→ **PROVIDED MATERIAL**:
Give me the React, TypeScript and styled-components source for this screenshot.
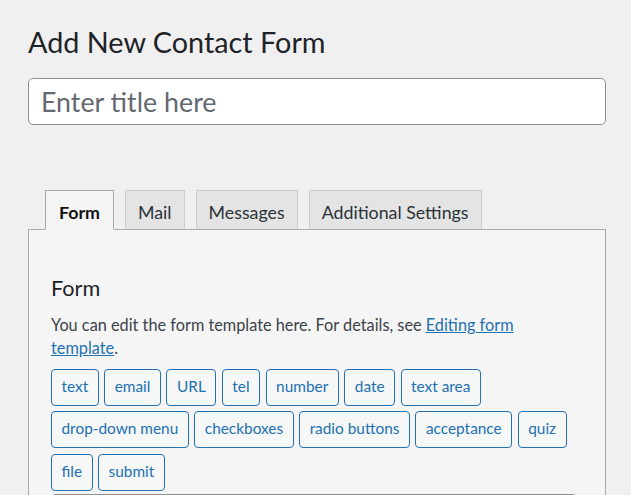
import React, { useState } from 'react';
import styled, { createGlobalStyle } from 'styled-components';

const GlobalStyle = createGlobalStyle`
  html, body {
    margin: 0;
    overflow: hidden;
  }
  body {
    background: #f0f0f1;
    font-family: Lato, "Noto Sans", sans-serif;
    color: #3c434a;
  }
`;

const tabs = ['Form', 'Mail', 'Messages', 'Additional Settings'];

const tags = [
  'text',
  'email',
  'URL',
  'tel',
  'number',
  'date',
  'text area',
  'drop-down menu',
  'checkboxes',
  'radio buttons',
  'acceptance',
  'quiz',
  'file',
  'submit',
];

const Wrap = styled.div`
  padding: 24px 25px 0 28px;
`;

const PageTitle = styled.h1`
  margin: 0;
  font-size: 28.8px;
  line-height: 36px;
  font-weight: 400;
  color: #1d2327;
`;

const TitleInput = styled.input`
  display: block;
  box-sizing: border-box;
  width: 100%;
  height: 47px;
  margin-top: 18px;
  padding: 0 12px;
  border: 1px solid #8c8f94;
  border-radius: 5px;
  background: #fff;
  font-family: inherit;
  font-size: 26.8px;
  color: #2c3338;
  outline: none;

  &::placeholder {
    color: #646970;
  }
`;

const TabList = styled.ul`
  display: flex;
  gap: 11px;
  list-style: none;
  margin: 65px 0 -1px;
  padding: 0 0 0 17px;
`;

const Tab = styled.li<{ $active: boolean }>`
  position: relative;
  z-index: 1;
  box-sizing: border-box;
  height: 40px;
  padding: 9px ${p => (p.$active ? 13 : 12)}px 5px;
  border: 1px solid ${p => (p.$active ? '#aaa' : '#ccc')};
  border-bottom-color: ${p => (p.$active ? '#f5f5f5' : '#aaa')};
  background: ${p => (p.$active ? '#f5f5f5' : '#e4e4e4')};
  font-size: 17.8px;
  line-height: 24px;
  font-weight: ${p => (p.$active ? 700 : 400)};
  color: ${p => (p.$active ? '#111' : '#2c3338')};
  cursor: pointer;
`;

const Panel = styled.div`
  background: #f5f5f5;
  border: 1px solid #aaa;
  padding: 32px 28px 40px 22px;
  min-height: 400px;
`;

const PanelTitle = styled.h2`
  margin: 12px 0 0;
  font-size: 21.6px;
  line-height: 28px;
  font-weight: 400;
  color: #1d2327;
`;

const Intro = styled.p`
  max-width: 505px;
  margin: 12px 0 0;
  font-size: 16.3px;
  line-height: 22.7px;
  color: #3c434a;

  a {
    color: #2271b1;
    text-decoration: underline;
  }
`;

const TagList = styled.div`
  display: flex;
  flex-wrap: wrap;
  gap: 5.5px;
  margin-top: 9.5px;
`;

const TagButton = styled.button`
  box-sizing: border-box;
  height: 37px;
  padding: 0 9.5px 2px;
  border: 1px solid #2271b1;
  border-radius: 4px;
  background: #f6f7f7;
  color: #2271b1;
  font-family: inherit;
  font-size: 15.4px;
  line-height: 33px;
  cursor: pointer;
`;

const FormBody = styled.textarea`
  display: block;
  box-sizing: border-box;
  width: 100%;
  height: 240px;
  margin-top: 3px;
  border: 1px solid #8c8f94;
  border-radius: 4px;
  background: #fff;
  resize: none;
`;

const App = () => {
  const [active, setActive] = useState('Form');

  return (
    <>
      <GlobalStyle />
      <Wrap>
        <PageTitle>Add New Contact Form</PageTitle>
        <TitleInput placeholder="Enter title here" />
        <TabList>
          {tabs.map(t => (
            <Tab key={t} $active={t === active} onClick={() => setActive(t)}>
              {t}
            </Tab>
          ))}
        </TabList>
        <Panel>
          <PanelTitle>Form</PanelTitle>
          <Intro>
            You can edit the form template here. For details, see{' '}
            <a href="#">Editing form template</a>.
          </Intro>
          <TagList>
            {tags.map(t => (
              <TagButton key={t}>{t}</TagButton>
            ))}
          </TagList>
          <FormBody />
        </Panel>
      </Wrap>
    </>
  );
};

export default App;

→ **WRITTEN INSTRUCTION**: Without the pictures, return the listing above from its first line through the line that has "const tabs = ['Form', 'Mail', 'Messages', 'Additional".

→ **RESULT OF THIS TASK**:
Give me the React, TypeScript and styled-components source for this screenshot.
import React, { useState } from 'react';
import styled, { createGlobalStyle } from 'styled-components';

const GlobalStyle = createGlobalStyle`
  html, body {
    margin: 0;
    overflow: hidden;
  }
  body {
    background: #f0f0f1;
    font-family: Lato, "Noto Sans", sans-serif;
    color: #3c434a;
  }
`;

const tabs = ['Form', 'Mail', 'Messages', 'Additional Settings'];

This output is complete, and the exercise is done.